SHORT EXERCISE
Return the count of lines that hold the string "index", with no other words.

SOURCE EXCERPT
=-=-=-=-=

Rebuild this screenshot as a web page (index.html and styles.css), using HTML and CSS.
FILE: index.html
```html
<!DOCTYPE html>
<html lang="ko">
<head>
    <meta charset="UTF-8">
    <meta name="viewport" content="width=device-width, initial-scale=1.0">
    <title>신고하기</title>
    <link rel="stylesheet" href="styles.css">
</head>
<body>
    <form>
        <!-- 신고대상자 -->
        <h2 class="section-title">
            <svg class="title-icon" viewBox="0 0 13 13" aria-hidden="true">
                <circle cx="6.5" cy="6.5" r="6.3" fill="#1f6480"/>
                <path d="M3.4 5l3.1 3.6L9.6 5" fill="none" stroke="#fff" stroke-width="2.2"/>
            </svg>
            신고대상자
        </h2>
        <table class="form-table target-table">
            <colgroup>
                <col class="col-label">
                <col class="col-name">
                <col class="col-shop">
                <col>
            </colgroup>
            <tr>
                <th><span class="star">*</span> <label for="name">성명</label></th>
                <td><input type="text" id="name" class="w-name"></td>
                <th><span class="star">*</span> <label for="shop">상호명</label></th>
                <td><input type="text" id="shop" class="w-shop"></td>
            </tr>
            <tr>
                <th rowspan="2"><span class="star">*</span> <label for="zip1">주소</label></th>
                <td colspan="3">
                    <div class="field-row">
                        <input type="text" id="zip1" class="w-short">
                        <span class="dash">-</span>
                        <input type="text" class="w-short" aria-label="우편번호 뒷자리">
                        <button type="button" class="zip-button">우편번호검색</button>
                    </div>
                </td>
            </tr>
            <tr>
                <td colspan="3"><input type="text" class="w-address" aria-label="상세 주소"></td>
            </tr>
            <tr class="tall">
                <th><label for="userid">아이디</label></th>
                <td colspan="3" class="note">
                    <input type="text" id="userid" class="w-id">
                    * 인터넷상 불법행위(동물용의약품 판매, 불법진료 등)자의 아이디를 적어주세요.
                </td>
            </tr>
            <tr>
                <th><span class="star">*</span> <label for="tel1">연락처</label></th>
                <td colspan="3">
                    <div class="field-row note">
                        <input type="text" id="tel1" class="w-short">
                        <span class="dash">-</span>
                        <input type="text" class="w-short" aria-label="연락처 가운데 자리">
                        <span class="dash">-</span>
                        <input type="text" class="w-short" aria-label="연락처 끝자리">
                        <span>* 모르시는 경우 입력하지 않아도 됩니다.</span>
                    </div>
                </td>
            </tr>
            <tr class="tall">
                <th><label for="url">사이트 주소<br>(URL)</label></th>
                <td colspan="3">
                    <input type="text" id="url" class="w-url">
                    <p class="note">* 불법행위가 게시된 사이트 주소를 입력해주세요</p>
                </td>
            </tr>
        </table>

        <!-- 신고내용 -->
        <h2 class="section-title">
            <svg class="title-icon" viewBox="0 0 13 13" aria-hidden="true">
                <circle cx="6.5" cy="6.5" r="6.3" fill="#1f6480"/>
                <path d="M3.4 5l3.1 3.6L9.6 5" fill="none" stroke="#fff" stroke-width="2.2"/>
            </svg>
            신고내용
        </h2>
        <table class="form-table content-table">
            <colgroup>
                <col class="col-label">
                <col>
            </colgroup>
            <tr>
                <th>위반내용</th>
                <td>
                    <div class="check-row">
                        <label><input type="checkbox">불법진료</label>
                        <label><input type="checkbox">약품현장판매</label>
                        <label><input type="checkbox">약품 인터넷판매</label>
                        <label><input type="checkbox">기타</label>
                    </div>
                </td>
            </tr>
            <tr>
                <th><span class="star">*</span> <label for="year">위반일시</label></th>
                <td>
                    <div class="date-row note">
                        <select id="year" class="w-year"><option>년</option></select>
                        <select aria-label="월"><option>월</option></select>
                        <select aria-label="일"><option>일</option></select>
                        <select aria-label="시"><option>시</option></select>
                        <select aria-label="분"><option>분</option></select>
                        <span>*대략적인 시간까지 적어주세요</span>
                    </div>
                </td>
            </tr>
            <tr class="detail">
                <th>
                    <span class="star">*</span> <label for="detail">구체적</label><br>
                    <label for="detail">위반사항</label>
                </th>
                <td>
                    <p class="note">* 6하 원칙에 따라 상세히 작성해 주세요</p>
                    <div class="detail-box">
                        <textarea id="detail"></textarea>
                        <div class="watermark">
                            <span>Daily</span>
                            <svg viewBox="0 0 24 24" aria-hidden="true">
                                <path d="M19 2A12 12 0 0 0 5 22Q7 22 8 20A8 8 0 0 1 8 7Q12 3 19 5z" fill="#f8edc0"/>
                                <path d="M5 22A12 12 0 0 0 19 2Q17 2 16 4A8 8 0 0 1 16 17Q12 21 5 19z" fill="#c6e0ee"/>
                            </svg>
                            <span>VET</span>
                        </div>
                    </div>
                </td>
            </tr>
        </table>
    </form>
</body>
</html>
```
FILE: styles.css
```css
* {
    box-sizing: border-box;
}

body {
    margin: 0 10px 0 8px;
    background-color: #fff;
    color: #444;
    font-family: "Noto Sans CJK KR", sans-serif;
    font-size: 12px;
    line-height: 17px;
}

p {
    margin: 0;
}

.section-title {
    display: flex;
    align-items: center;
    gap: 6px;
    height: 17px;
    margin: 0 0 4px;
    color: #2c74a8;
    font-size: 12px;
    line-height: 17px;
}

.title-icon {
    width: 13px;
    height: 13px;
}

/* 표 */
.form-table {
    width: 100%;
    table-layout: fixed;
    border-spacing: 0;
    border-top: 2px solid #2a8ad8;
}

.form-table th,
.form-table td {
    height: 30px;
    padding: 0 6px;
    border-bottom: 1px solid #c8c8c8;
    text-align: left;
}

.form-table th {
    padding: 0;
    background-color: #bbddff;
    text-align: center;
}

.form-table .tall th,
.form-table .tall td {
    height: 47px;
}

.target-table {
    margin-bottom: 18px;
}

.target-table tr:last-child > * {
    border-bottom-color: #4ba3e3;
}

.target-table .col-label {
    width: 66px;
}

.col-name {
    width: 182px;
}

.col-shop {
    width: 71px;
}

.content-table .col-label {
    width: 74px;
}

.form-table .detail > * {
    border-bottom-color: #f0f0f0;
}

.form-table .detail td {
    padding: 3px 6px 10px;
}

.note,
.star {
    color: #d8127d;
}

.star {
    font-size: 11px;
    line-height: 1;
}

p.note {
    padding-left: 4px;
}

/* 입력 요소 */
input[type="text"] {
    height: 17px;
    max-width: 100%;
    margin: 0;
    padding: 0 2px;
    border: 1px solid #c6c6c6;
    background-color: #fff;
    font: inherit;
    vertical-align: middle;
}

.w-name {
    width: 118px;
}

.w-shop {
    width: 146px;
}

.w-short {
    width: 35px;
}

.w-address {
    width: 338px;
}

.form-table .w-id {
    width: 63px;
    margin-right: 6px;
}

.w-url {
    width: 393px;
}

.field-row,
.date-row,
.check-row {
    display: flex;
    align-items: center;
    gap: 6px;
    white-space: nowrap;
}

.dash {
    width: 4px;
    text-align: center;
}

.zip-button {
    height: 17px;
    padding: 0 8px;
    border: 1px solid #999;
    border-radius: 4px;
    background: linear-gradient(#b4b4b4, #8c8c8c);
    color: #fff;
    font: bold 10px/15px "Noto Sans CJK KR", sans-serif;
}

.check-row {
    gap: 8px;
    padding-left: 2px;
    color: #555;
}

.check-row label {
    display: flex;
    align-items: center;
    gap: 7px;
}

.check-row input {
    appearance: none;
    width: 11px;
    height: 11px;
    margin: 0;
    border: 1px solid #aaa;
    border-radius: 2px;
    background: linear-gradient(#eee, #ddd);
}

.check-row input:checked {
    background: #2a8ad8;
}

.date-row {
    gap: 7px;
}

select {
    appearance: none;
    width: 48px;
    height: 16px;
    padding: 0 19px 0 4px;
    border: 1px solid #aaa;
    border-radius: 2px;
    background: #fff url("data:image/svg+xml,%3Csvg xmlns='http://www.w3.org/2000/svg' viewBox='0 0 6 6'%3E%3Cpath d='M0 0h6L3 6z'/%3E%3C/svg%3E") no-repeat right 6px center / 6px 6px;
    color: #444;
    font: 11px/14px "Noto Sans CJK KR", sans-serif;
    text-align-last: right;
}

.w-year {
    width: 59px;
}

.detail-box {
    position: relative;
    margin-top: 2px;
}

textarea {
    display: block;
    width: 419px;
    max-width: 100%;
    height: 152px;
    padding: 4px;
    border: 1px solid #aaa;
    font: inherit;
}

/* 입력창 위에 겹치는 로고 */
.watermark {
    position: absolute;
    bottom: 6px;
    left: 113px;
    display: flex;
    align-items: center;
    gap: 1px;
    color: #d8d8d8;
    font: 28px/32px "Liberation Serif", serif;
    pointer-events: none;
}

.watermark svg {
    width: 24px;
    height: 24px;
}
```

=-=-=-=-=

REPLY
2